Between the State Department claiming credit for keeping Twitter online during Iran demonstrations and Kevin Love revealing that Kevin McHale has been ousted as coach of the Minnesota Timberwolves, it's been a good 36 hours for Twitter and, by extension, blogs.
With the new ways to distribute information, however, comes new ways to spread misinformation and the jury is still out on an allegation sweeping blogs and Twitter today: That Iran's government Photoshopped in images of demonstrators at a pro-Ahmadinejad yesterday.

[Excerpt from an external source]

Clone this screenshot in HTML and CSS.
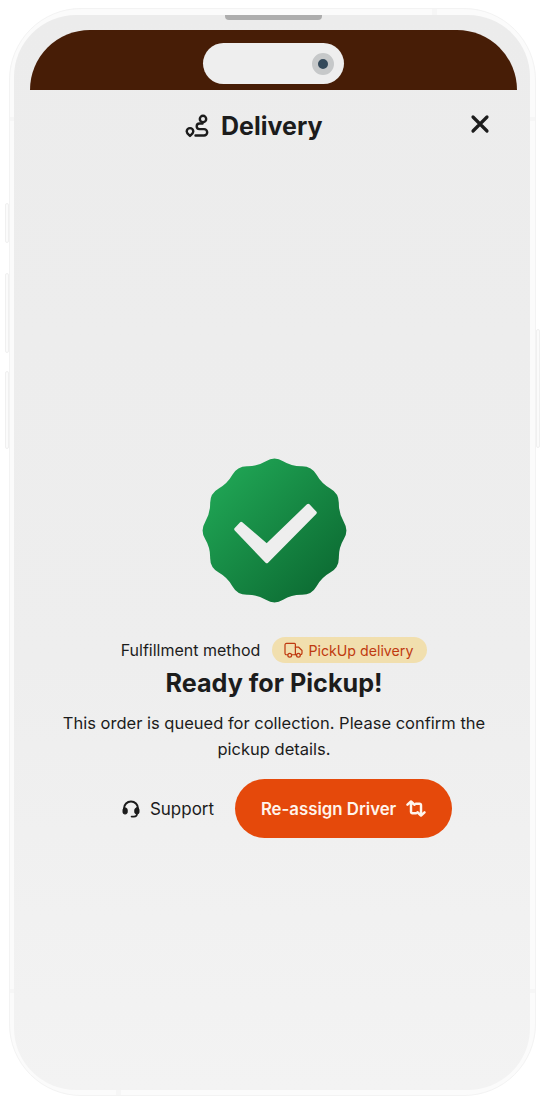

This image was posted at this blog today, on a tip from a reader who read about it on Twitter, based on this blog. "The little circles show different areas of the image which are COMPLETELY identical. As in Copy/Paste identical!" it said. "This is proof that someone took a photo, copied areas of the image crowded by people, and pasted them where there wasn't anyone."
The allegation and Photoshopped picture has now been picked up by Boing Boing and Yaba Yaba, which claimed the image came from this site, which is in Farsi and at the moment shows images of the anti-Ahmadinejad rally on Monday.
It's also been attributed to Keyhan, a conservative news site in Iran. It, too, is in Farsi and navigating the site has been an impossible task for me. If you speak Farsi, perhaps you can help "crowd source" the allegation and find the image.
If true, it wouldn't be the first time the Iran government has Photoshopped images. But the Twitter/blog world's lack of questioning about the authenticity of the "evidence" is a reminder to be careful.
That said, Kevin McHale really is gone as Timberwolves coach.
Re: visual tricks
My brother works in the film industry doing computer graphics - i.e., making what you see
His suggestion: never believe that anything you see on TV/film is actually real.
You won't hear any complaints from me. Earlier this week I ran a crowd shot for my blog mast but because of the dimensions of the photo and the wide angle of my blog header I ended up cutting and pasting three screenshots side by side. Visually accurate, digitally bogus.